Reduce alert noise to the affected service/resource and incident window.

Steps:

  1. Use All Types to isolate a specific alert category.

  2. Use search to filter by alert name/content (host, VM, storage pool, or other keywords).

  3. Use Sent ordering to focus on the newest alerts first.

  4. Narrow to a time window when investigating an incident.

Expected Outcome:

  • Filtered results contain only actionable alerts for the current incident path.

If this fails:

  1. Keep only one Type filter active.

  2. Add one keyword for the affected resource.

  3. Reduce to the exact incident window.

Step: Prioritize and Recheck Alerts

When to Use:

Use this after filtering alerts to decide response order and verify recurrence.

Purpose:

Apply a consistent triage sequence and confirm remediation effectiveness.

Steps:

  1. Prioritize Host Down and VM Error first (highest service-impact risk).

  2. Prioritize Capacity and Storage next (resource planning and risk mitigation).

  3. Prioritize Memory and CPU for workload balancing and scaling actions.

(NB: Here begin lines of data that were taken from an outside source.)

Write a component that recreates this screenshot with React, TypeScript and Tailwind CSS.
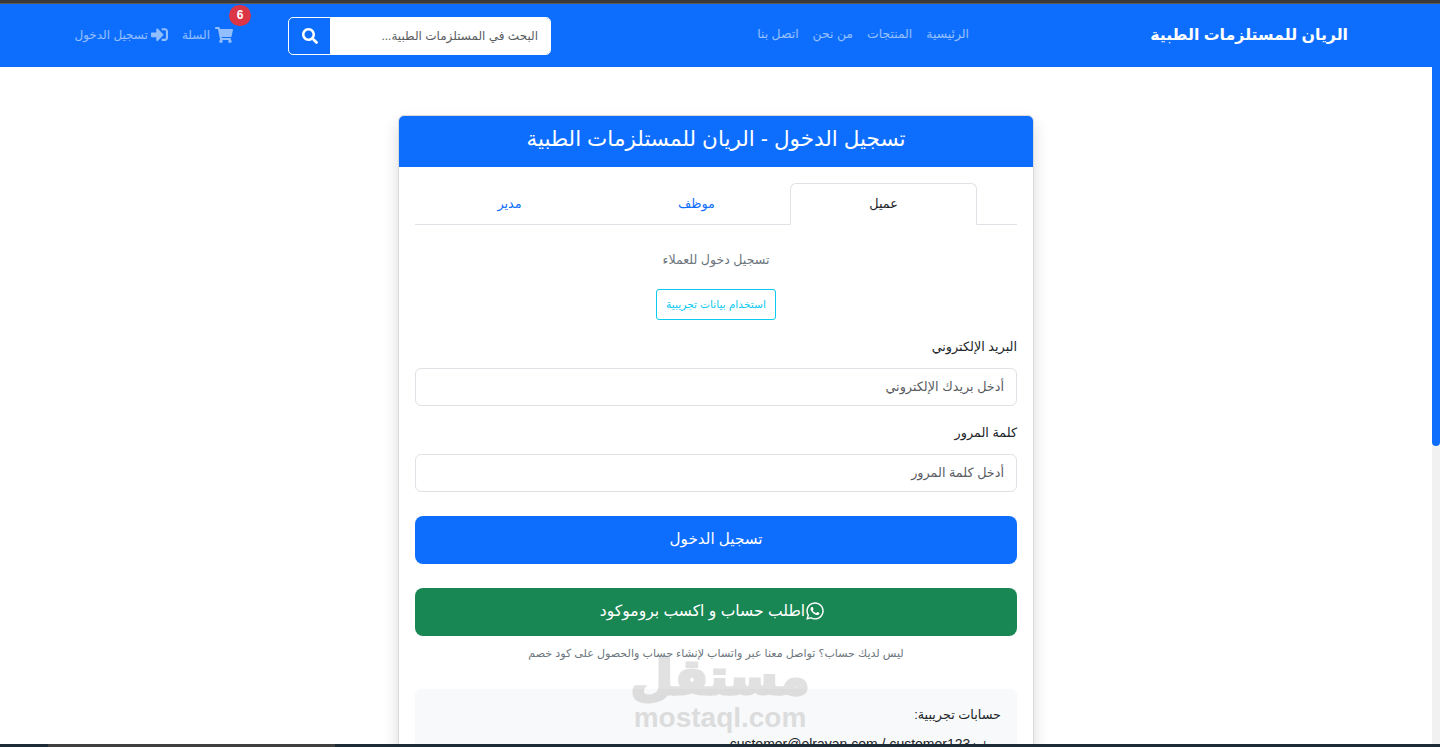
import { FaSearch, FaShoppingCart, FaSignInAlt, FaWhatsapp } from 'react-icons/fa';

const arabic = "font-['Liberation_Sans','DejaVu_Sans',sans-serif]";

function Navbar() {
  return (
    <nav className="flex h-[63px] shrink-0 items-center whitespace-nowrap bg-[#0d6efd] pr-[84px]">
      <a className="w-[196px] shrink-0 pb-[2px] text-[15.8px] leading-none font-bold text-white">الريان للمستلزمات الطبية</a>
      <ul className="mr-[183px] flex w-[218px] shrink-0 gap-[14px] pb-[2px] text-[12.4px] text-white/55">
        <li>الرئيسية</li>
        <li>المنتجات</li>
        <li>من نحن</li>
        <li>اتصل بنا</li>
      </ul>
      <form className="mr-[200px] flex h-[38px] w-[263px] shrink-0 overflow-hidden rounded-[5px] border border-white">
        <div className="flex flex-1 items-center bg-white pr-[12px] text-[12px] text-[#595c5f]">
          البحث في المستلزمات الطبية...
        </div>
        <button className="flex w-[41px] items-center justify-center text-white">
          <FaSearch size={16} />
        </button>
      </form>
      <a className="relative mr-[55px] flex items-center gap-[5px] pb-[2px] text-[12px] text-white/55">
        <FaShoppingCart size={18} />
        السلة
        <span className="absolute -top-[21px] -right-[18px] flex h-[21px] w-[22px] items-center justify-center rounded-full bg-[#dc3545] text-[12px] font-bold text-white">
          6
        </span>
      </a>
      <a className="mr-[14px] flex items-center gap-[3px] pb-[2px] text-[12px] text-white/55">
        <FaSignInAlt size={17} />
        تسجيل الدخول
      </a>
    </nav>
  );
}

function Field({ label, placeholder }: { label: string; placeholder: string }) {
  return (
    <div>
      <label className="mb-[11px] block text-[12.8px] leading-[20px] text-[#212529]">{label}</label>
      <div className="flex h-[38px] items-center rounded-[6px] border border-[#dee2e6] bg-white px-3 text-[12.8px] text-[#595c5f]">
        {placeholder}
      </div>
    </div>
  );
}

function LoginCard() {
  return (
    <section className="mx-auto mt-[48px] w-[636px] rounded-[6px] border border-[#d9dadb] bg-white shadow-[0_8px_16px_rgba(0,0,0,0.15)]">
      <h1 className="flex h-[51px] items-center justify-center rounded-t-[5px] bg-[#0d6efd] pb-[5px] text-[21.5px] text-white">
        تسجيل الدخول - الريان للمستلزمات الطبية
      </h1>
      <div className="px-4 pt-4">
        <ul className="flex h-[42px] border-b border-[#dee2e6] pr-[40px] text-center text-[12.8px] text-[#0d6efd]">
          <li className="flex h-[42px] w-[187px] items-center justify-center rounded-t-[6px] border border-b-white border-[#dee2e6] bg-white text-[#212529]">
            عميل
          </li>
          <li className="flex w-[187px] items-center justify-center">موظف</li>
          <li className="flex w-[187px] items-center justify-center">مدير</li>
        </ul>
        <p className="mt-[25px] text-center text-[12.6px] leading-[21px] text-[#6c757d]">تسجيل دخول للعملاء</p>
        <div className="mt-[18px] flex justify-center">
          <button className="flex h-[31px] w-[120px] items-center justify-center rounded-[3px] border border-[#0dcaf0] text-[10.7px] text-[#0dcaf0]">
            استخدام بيانات تجريبية
          </button>
        </div>
        <div className="mt-[17px] flex flex-col gap-[17px]">
          <Field label="البريد الإلكتروني" placeholder="أدخل بريدك الإلكتروني" />
          <Field label="كلمة المرور" placeholder="أدخل كلمة المرور" />
        </div>
        <button className="mt-[24px] flex h-[48px] w-full items-center justify-center rounded-[8px] bg-[#0d6efd] pb-[2px] text-[15.2px] text-white">
          تسجيل الدخول
        </button>
        <button className="mt-[24px] flex h-[48px] w-full items-center justify-center rounded-[8px] bg-[#198754] pr-[7px] pb-[2px] text-[15.6px] text-white">
          <FaWhatsapp size={20} />
          اطلب حساب و اكسب بروموكود
        </button>
        <p className="mt-[9px] text-center text-[11.1px] leading-[17px] text-[#6c757d]">
          ليس لديك حساب؟ تواصل معنا عبر واتساب لإنشاء حساب والحصول على كود خصم
        </p>
        <div className="mt-[27px] rounded-[6px] bg-[#f8f9fa] px-4 pt-[15px] pb-4 text-[#212529]">
          <p className="text-[12.8px] leading-[21px]">حسابات تجريبية:</p>
          <p className="mt-[9px] text-[14px] leading-[21px]">
            <span className="text-[10px]">عميل : </span>customer@elrayan.com / customer123
          </p>
        </div>
      </div>
    </section>
  );
}

export default function App() {
  return (
    <div dir="rtl" className={`relative flex h-[747px] flex-col overflow-hidden bg-white ${arabic}`}>
      <div className="h-[4px] shrink-0 border-b border-[#5a5a5a] bg-[#3a3a3a]" />
      <div className="flex min-h-0 flex-1 flex-row-reverse" dir="ltr">
        <div className="w-[8px] shrink-0 bg-[#f1f1f1]">
          <div className="h-[442px] rounded-b-[4px] bg-[#0d6efd]" />
        </div>
        <main dir="rtl" className="min-w-0 flex-1 overflow-hidden">
          <Navbar />
          <LoginCard />
        </main>
      </div>
      <div dir="ltr" className="absolute bottom-0 left-0 flex h-[3px] w-full bg-[#1c2b36]">
        <div className="ml-[48px] w-[287px] bg-[#3f3f3f]" />
      </div>
      {/* mostaql watermark over the card */}
      <div className="pointer-events-none absolute top-[652px] left-[632px] flex w-[176px] flex-col items-center text-[#8a8a8a] opacity-25">
        <span className="text-[49px] leading-[50px] font-bold [-webkit-text-stroke:3px_#8a8a8a]">مستقل</span>
        <span dir="ltr" className="mt-[1px] text-[28px] leading-[30px] font-bold">mostaql.com</span>
      </div>
    </div>
  );
}
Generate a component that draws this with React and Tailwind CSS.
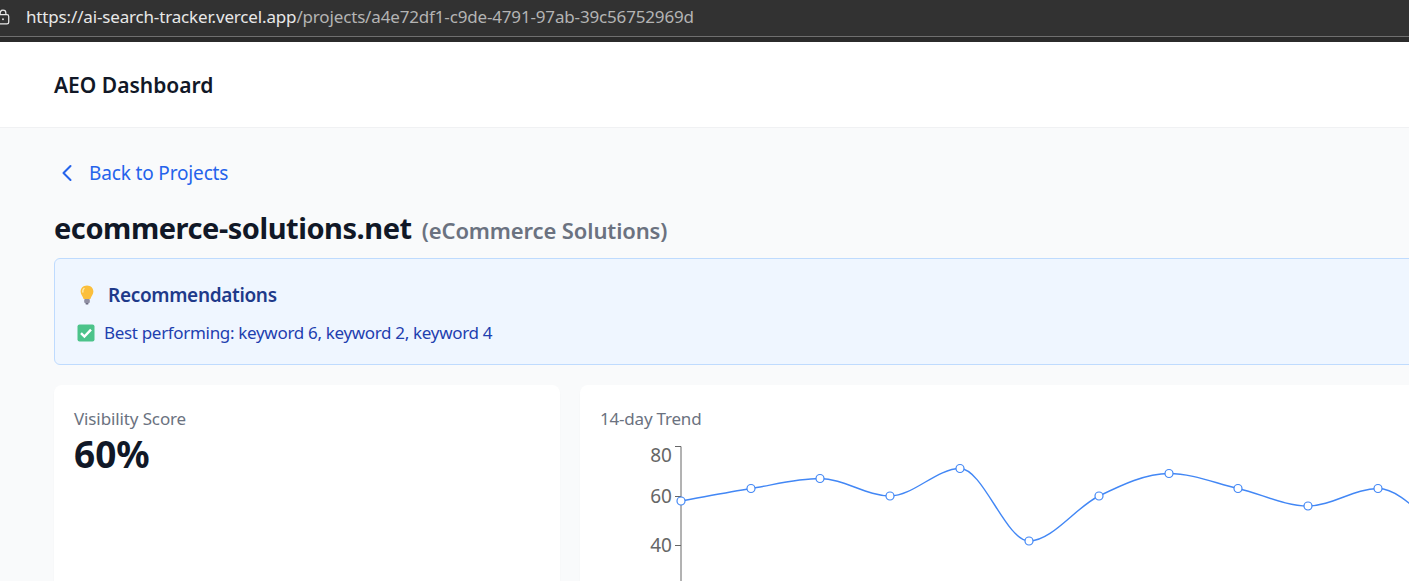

  4. Track Resource Limit for proactive quota expansion before operations are blocked.

Warning

Alerts do not resolve by themselves in workflow terms; address root cause and verify recurrence has stopped.

Expected Outcome:

  • Alert triage order is clear and active-risk items are worked first.

If this fails:

  1. Confirm new Sent timestamps are still appearing.

  2. Re-check dependencies and recent changes.

  3. Escalate with alert IDs and timestamps.

Expected Outcome

  • You can identify which alert categories are highest risk.

  • You can filter quickly to the affected resources and time window.

  • You can apply a consistent triage process and verify recurrence is resolved.